Obama’s campaign remarks reflected the public unease with the movement of individuals between government positions and jobs in the private sector. Several revolving door movements had aroused public ire in the U.S. The poster child example for the conflicts of interest created by these movements was Darleen Druyun. Druyun, who oversaw the management of the Air Force’s weapons acquisitions program, joined Boeing in 2003 as the Deputy General Manager for Missile Defense Systems. Subsequent disclosures revealed that she was negotiating the terms of her Boeing employment while she was handling a proposal to lease tankers from Boeing. The proposal was more costly than purchasing the tankers outright.

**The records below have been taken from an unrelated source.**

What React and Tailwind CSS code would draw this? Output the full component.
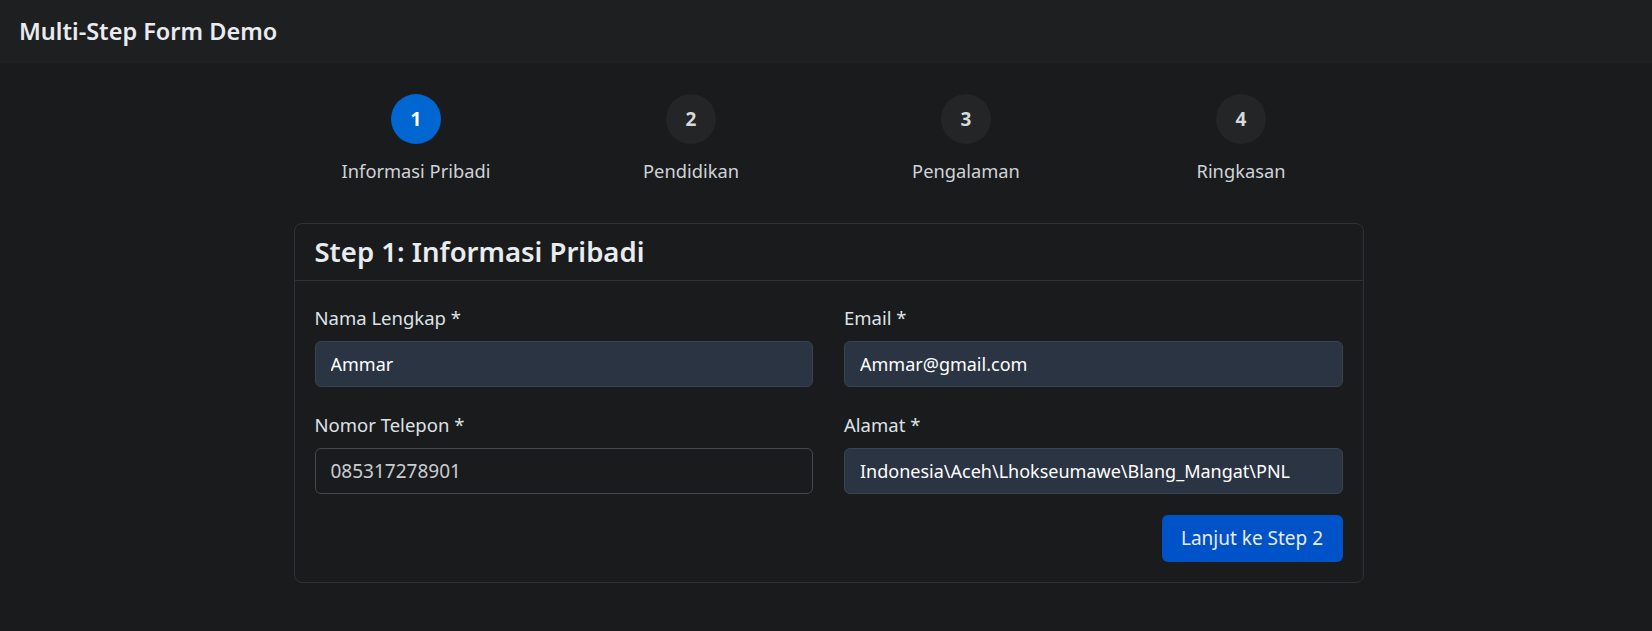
import { useState } from "react";

const steps = [
    { n: 1, label: "Informasi Pribadi" },
    { n: 2, label: "Pendidikan" },
    { n: 3, label: "Pengalaman" },
    { n: 4, label: "Ringkasan" },
];

function Field({ label, value, onChange, filled = true }) {
    return (
        <div className="flex flex-col">
            <label className="mb-[10px] text-[18.5px] leading-[26px] text-[#dee2e6]">{label}</label>
            <input
                value={value}
                onChange={(e) => onChange(e.target.value)}
                className={`h-[46px] w-full rounded-[6px] border px-[15px] focus:outline-none ${
                    filled
                        ? "border-[#3a4352] bg-[#2b3443] text-[18px] text-white"
                        : "border-[#45484d] bg-transparent text-[19px] text-[#c9cdd1]"
                }`}
            />
        </div>
    );
}

export default function App() {
    const [form, setForm] = useState({
        nama: "Ammar",
        email: "Ammar@gmail.com",
        telepon: "085317278901",
        alamat: "Indonesia\\Aceh\\Lhokseumawe\\Blang_Mangat\\PNL",
    });
    const current = 1;

    const set = (key) => (v) => setForm((f) => ({ ...f, [key]: v }));

    return (
        <div className="min-h-[631px] bg-[#1a1b1d] font-['Noto_Sans',sans-serif] text-[#dee2e6]">
            <header className="flex h-[63px] items-center bg-[#1e1f21] px-[19px]">
                <h1 className="text-[23.5px] font-semibold text-[#e9ecef]">Multi-Step Form Demo</h1>
            </header>

            <main className="flex justify-center pl-[5px] pt-[31px]">
                <div className="w-[1100px]">
                    {/* stepper */}
                    <div className="grid grid-cols-4">
                        {steps.map((s) => (
                            <div key={s.n} className="flex flex-col items-center">
                                <div
                                    className={`flex h-[50px] w-[50px] items-center justify-center rounded-full text-[19px] font-bold ${
                                        s.n === current ? "bg-[#0066d1] text-white" : "bg-[#232526] text-[#d6d9dc]"
                                    }`}
                                >
                                    {s.n}
                                </div>
                                <div className="mt-[14px] text-[18.3px] leading-[26px] text-[#cfd3d7]">{s.label}</div>
                            </div>
                        ))}
                    </div>

                    {/* card */}
                    <div className="mx-auto mt-[39px] w-[1070px] rounded-[8px] border border-[#2f3134] bg-[#1a1b1d]">
                        <div className="flex h-[57px] items-center border-b border-[#2f3134] px-[20px]">
                            <h2 className="text-[27.5px] font-semibold text-[#e9ecef]">Step 1: Informasi Pribadi</h2>
                        </div>
                        <div className="px-[20px] pb-[20px] pt-[24px]">
                            <div className="grid grid-cols-2 gap-x-[31px] gap-y-[25px]">
                                <Field label="Nama Lengkap *" value={form.nama} onChange={set("nama")} />
                                <Field label="Email *" value={form.email} onChange={set("email")} />
                                <Field label="Nomor Telepon *" value={form.telepon} onChange={set("telepon")} filled={false} />
                                <Field label="Alamat *" value={form.alamat} onChange={set("alamat")} />
                            </div>
                            <div className="mt-[21px] flex justify-end">
                                <button className="h-[47px] w-[181px] rounded-[6px] bg-[#0052c8] text-[19px] text-[#e9ecef]">
                                    Lanjut ke Step 2
                                </button>
                            </div>
                        </div>
                    </div>
                </div>
            </main>
        </div>
    );
}
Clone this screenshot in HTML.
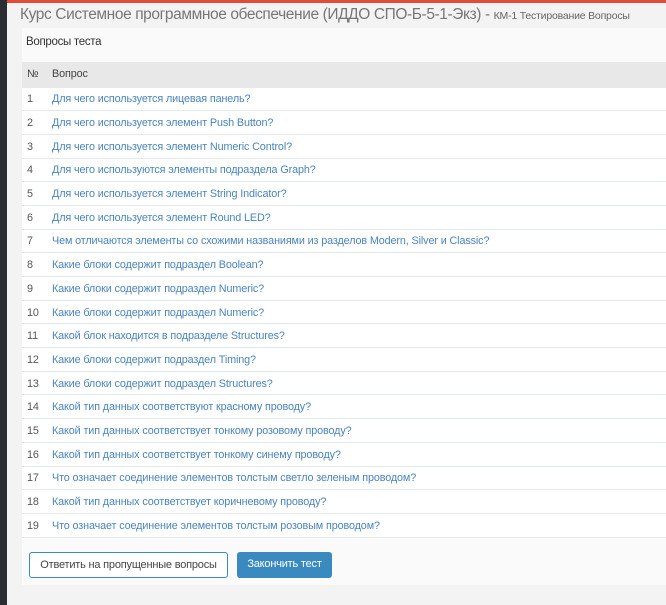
<!DOCTYPE html>
<html><head><meta charset="utf-8"><style>
*{margin:0;padding:0;box-sizing:border-box}
body{width:666px;height:605px;overflow:hidden;background:#f3f3f3;font-family:"Liberation Sans",sans-serif;position:relative}
.side{position:absolute;left:0;top:0;width:7px;height:605px;background:#2b2d30}
.top{position:absolute;left:7px;top:0;right:0;height:3px;background:#e04b3a}
h1{position:absolute;left:20px;top:6px;font-weight:normal;font-size:15.5px;color:#777;letter-spacing:-0.4px;white-space:nowrap}
h1 small{font-size:10.5px;color:#666;letter-spacing:-0.2px}
.panel{position:absolute;left:22px;top:28px;width:644px;height:557px;background:#fafafa}
.pt{position:absolute;left:4px;top:8px;font-size:11.5px;color:#333;letter-spacing:-0.3px}
table{position:absolute;left:0;top:34px;width:644px;border-collapse:collapse;font-size:10.8px;letter-spacing:-0.12px}
th{background:#e8e8e8;height:25px;text-align:left;font-weight:normal;color:#444}
td{height:23.7px;background:#fff;border-top:1.5px solid #e3e8ea;color:#555;padding-top:1px}
td:first-child,th:first-child{width:30px;padding-left:5px}
td a{color:#4a84bd;text-decoration:none}
.b1,.b2{position:absolute;top:524px;height:26px;font-size:11px;line-height:24px;text-align:center;border-radius:3px;letter-spacing:-0.2px}
.b1{left:7px;width:199px;border:1px solid #3a8ac0;background:#fff;color:#444}
.b2{left:215px;width:95px;background:#3a8ac0;color:#fff}
</style></head><body>
<div class="side"></div><div class="top"></div>
<h1>Курс Системное программное обеспечение (ИДДО СПО-Б-5-1-Экз) - <small>КМ-1 Тестирование Вопросы</small></h1>
<div class="panel">
<div class="pt">Вопросы теста</div>
<table>
<tr><th>№</th><th>Вопрос</th></tr>
<tr><td>1</td><td><a>Для чего используется лицевая панель?</a></td></tr>
<tr><td>2</td><td><a>Для чего используется элемент Push Button?</a></td></tr>
<tr><td>3</td><td><a>Для чего используется элемент Numeric Control?</a></td></tr>
<tr><td>4</td><td><a>Для чего используются элементы подраздела Graph?</a></td></tr>
<tr><td>5</td><td><a>Для чего используется элемент String Indicator?</a></td></tr>
<tr><td>6</td><td><a>Для чего используется элемент Round LED?</a></td></tr>
<tr><td>7</td><td><a>Чем отличаются элементы со схожими названиями из разделов Modern, Silver и Classic?</a></td></tr>
<tr><td>8</td><td><a>Какие блоки содержит подраздел Boolean?</a></td></tr>
<tr><td>9</td><td><a>Какие блоки содержит подраздел Numeric?</a></td></tr>
<tr><td>10</td><td><a>Какие блоки содержит подраздел Numeric?</a></td></tr>
<tr><td>11</td><td><a>Какой блок находится в подразделе Structures?</a></td></tr>
<tr><td>12</td><td><a>Какие блоки содержит подраздел Timing?</a></td></tr>
<tr><td>13</td><td><a>Какие блоки содержит подраздел Structures?</a></td></tr>
<tr><td>14</td><td><a>Какой тип данных соответствуют красному проводу?</a></td></tr>
<tr><td>15</td><td><a>Какой тип данных соответствует тонкому розовому проводу?</a></td></tr>
<tr><td>16</td><td><a>Какой тип данных соответствует тонкому синему проводу?</a></td></tr>
<tr><td>17</td><td><a>Что означает соединение элементов толстым светло зеленым проводом?</a></td></tr>
<tr><td>18</td><td><a>Какой тип данных соответствует коричневому проводу?</a></td></tr>
<tr><td>19</td><td><a>Что означает соединение элементов толстым розовым проводом?</a></td></tr>
<tr><td style="height:2px;padding:0"></td><td style="height:2px;padding:0"></td></tr>
</table>
<div class="b1">Ответить на пропущенные вопросы</div>
<div class="b2">Закончить тест</div>
</div>
</body></html>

It is no surprise that many on the street hold the view that revolving door movements are potentially corrupt activities and favor restrictions on such movements. However, there are others who argue that unduly restrictive provisions on revolving door movements may deter qualified and competent people from joining government service. Unfortunately, there is limited empirical evidence on how revolving door movements impact corporate employers’ performance and their business with government. Such evidence would allow for more objective and informed assessment of policy prescriptions regarding this issue. It would also contribute to the broader economic debate on effective regulatory design { a debate that goes back to at least Pigou (1938).

This paper contributes to filling the evidence gap on the conflicts of interest generated by revolving door movements by investigating their impact on corporate financial and operating performance. The conflicts of interest we study include: (i) Conflicts prior to corporate employment: Public officials may abuse their power while in office to favor a certain company or industry, with a view to ingratiating themselves and gaining future employment. (ii) Conflicts during corporate employment: Former public officials, who switch to the private sector, may influence their former government colleagues to make decisions in a way that favors their new employers. Also, they may use confidential information to benefit their new private employers { for example during procurement procedures. (iii) Conflicts after corporate employment: Public officials may allow the agenda of their previous corporate employer to influence their government work.

We obtain data on revolving door movements from the Center for Responsive Politics’ (CRP) Revolving Door Database. With these data in hand, we first investigate whether revolvers add shareholder value to their future corporate employers during their government tenure prior to corporate employment. We find that firms where current public officials are to become future employees outperform other firms by a statistically significant 7.43% per year, on an equally-weighted basis, during the three years before the officials join them.

The outperformance, measured using the Fama-French-Carhart (1997) four-factor model, is at its strongest immediately before the hiring of the revolver, and diminishes and eventually vanishes as we move further away from the hiring date. The outperformance is also stronger for firms that hire a larger number of revolvers, relative to their size.